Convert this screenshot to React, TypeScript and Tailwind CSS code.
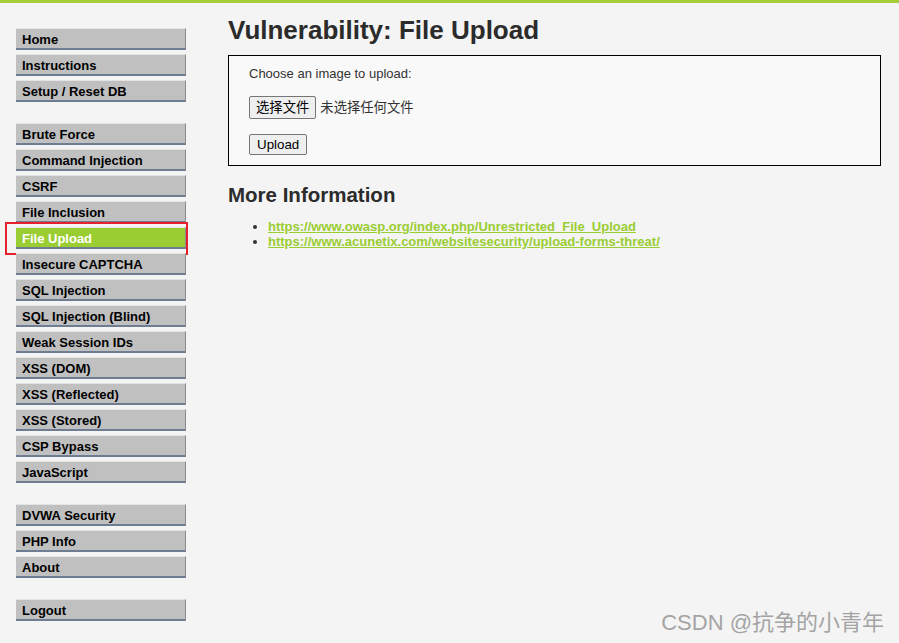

* * *

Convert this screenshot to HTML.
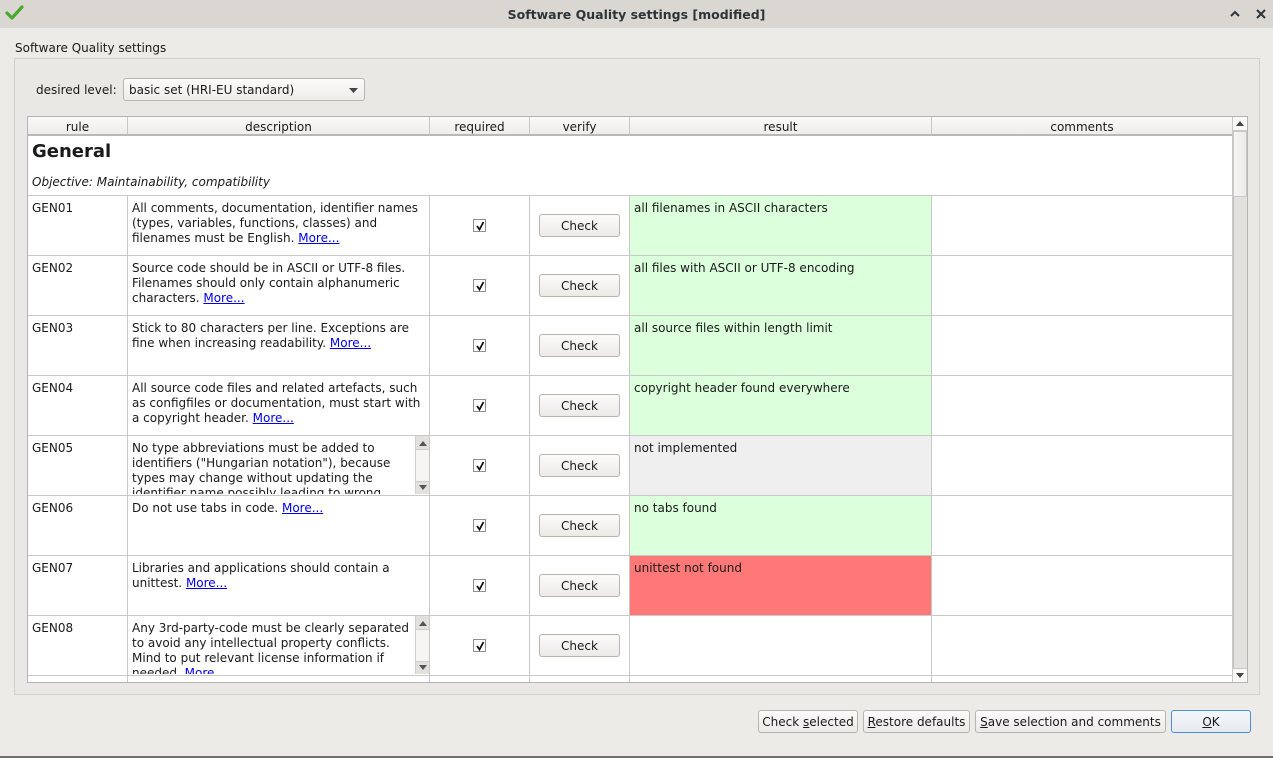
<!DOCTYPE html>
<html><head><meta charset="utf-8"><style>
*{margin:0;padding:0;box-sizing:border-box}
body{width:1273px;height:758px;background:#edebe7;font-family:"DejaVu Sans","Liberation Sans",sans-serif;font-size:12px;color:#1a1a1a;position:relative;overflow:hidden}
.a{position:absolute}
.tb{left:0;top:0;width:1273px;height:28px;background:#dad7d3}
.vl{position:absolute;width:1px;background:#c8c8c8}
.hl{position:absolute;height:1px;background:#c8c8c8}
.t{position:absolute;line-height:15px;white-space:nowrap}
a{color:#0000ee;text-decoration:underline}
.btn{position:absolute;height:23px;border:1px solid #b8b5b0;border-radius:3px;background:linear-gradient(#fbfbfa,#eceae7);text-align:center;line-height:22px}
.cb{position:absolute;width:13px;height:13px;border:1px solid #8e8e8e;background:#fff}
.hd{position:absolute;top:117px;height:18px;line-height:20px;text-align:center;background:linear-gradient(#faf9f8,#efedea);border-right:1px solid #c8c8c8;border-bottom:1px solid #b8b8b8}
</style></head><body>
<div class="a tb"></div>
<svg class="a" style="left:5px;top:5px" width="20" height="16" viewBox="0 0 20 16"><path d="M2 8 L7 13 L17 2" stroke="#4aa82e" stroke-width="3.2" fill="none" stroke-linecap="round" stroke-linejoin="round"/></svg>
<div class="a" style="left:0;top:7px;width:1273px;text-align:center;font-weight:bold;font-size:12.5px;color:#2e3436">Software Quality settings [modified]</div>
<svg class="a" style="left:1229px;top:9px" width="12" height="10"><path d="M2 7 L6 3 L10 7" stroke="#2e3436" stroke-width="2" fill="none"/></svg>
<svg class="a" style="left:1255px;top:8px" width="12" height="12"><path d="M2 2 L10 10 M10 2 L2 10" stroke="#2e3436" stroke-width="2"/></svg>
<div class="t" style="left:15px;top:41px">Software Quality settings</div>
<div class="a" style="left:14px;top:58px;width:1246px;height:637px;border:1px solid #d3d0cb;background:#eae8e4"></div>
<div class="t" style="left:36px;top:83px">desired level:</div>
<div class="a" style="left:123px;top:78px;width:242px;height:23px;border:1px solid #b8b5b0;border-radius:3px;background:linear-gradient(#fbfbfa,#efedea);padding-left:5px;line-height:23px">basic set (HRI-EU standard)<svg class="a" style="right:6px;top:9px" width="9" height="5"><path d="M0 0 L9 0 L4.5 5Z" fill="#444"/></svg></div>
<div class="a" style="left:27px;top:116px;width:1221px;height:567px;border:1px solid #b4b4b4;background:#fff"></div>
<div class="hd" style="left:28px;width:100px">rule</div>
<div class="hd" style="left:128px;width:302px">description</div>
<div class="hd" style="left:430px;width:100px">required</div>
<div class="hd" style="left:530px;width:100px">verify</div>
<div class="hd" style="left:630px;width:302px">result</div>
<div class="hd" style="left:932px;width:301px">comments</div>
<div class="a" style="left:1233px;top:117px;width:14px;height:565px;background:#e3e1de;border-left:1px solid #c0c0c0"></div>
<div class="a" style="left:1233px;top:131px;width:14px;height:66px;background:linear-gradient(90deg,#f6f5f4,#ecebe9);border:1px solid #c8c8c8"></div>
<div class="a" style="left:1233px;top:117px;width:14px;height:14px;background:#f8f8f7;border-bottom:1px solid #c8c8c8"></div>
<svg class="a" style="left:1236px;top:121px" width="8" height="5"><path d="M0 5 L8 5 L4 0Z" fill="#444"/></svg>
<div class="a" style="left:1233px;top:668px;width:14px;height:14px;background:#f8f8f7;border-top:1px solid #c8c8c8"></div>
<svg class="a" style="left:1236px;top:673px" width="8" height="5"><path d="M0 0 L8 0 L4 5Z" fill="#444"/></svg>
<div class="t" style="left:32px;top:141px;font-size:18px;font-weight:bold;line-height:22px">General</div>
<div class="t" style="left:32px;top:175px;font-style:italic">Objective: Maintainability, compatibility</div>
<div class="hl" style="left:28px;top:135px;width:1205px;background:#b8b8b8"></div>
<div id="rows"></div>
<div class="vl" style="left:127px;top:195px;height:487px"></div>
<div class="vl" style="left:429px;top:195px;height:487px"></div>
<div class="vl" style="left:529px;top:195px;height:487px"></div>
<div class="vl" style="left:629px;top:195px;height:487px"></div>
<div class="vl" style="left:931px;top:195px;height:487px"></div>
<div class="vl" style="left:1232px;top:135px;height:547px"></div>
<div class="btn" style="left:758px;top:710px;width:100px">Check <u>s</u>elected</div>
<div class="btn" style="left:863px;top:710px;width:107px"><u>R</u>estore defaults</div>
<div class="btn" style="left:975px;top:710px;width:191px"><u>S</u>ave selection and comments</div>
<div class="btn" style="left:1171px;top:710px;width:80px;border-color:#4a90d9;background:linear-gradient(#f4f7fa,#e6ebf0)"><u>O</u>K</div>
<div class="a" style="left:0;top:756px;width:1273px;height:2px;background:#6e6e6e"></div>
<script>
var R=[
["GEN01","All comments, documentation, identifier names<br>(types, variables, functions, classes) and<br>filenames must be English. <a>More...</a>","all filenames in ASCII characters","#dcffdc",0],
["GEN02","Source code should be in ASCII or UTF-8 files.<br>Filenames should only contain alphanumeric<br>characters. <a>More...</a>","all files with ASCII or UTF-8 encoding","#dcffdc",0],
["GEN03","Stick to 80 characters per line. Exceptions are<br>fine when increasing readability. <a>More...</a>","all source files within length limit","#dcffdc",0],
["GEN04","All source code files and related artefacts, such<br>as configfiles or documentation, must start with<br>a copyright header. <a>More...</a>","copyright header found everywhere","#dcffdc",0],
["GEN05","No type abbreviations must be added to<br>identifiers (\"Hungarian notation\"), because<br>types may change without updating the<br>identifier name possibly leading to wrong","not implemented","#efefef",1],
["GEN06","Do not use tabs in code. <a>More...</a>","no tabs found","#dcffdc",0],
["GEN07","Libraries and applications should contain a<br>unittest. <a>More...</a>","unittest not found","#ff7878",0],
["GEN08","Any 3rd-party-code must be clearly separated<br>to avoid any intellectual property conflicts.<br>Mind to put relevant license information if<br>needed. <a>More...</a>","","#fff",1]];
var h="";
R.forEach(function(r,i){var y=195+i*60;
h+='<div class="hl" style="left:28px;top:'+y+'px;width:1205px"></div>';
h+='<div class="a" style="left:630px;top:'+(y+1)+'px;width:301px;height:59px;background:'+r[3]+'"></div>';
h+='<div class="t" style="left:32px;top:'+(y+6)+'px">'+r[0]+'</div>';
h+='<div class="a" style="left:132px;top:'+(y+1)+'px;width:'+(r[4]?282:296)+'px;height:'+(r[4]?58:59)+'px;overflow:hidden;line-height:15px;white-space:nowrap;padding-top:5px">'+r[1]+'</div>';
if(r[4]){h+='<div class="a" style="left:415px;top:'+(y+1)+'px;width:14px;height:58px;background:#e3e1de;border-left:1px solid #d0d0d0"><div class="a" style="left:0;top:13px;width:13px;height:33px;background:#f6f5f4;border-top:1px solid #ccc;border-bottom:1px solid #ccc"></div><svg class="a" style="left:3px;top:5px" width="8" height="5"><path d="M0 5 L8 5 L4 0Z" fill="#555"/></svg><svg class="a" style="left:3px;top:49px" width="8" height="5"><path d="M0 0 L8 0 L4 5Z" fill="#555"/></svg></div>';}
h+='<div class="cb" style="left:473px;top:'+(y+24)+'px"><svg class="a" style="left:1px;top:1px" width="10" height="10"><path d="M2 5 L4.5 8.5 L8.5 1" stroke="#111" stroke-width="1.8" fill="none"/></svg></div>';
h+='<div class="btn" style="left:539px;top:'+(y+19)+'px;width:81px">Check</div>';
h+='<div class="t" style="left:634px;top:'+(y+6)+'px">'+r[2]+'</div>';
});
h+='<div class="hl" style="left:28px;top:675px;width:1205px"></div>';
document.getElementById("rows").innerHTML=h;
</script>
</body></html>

* * *

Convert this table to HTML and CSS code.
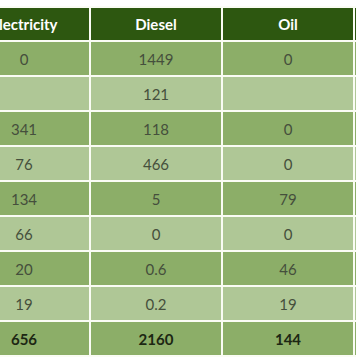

_Problem to solve:_
Copy out each line of the listing that holds "screenshot".

_Exercise result:_
Convert this screenshot to React, TypeScript and Tailwind CSS code.
Convert this screenshot to HTML.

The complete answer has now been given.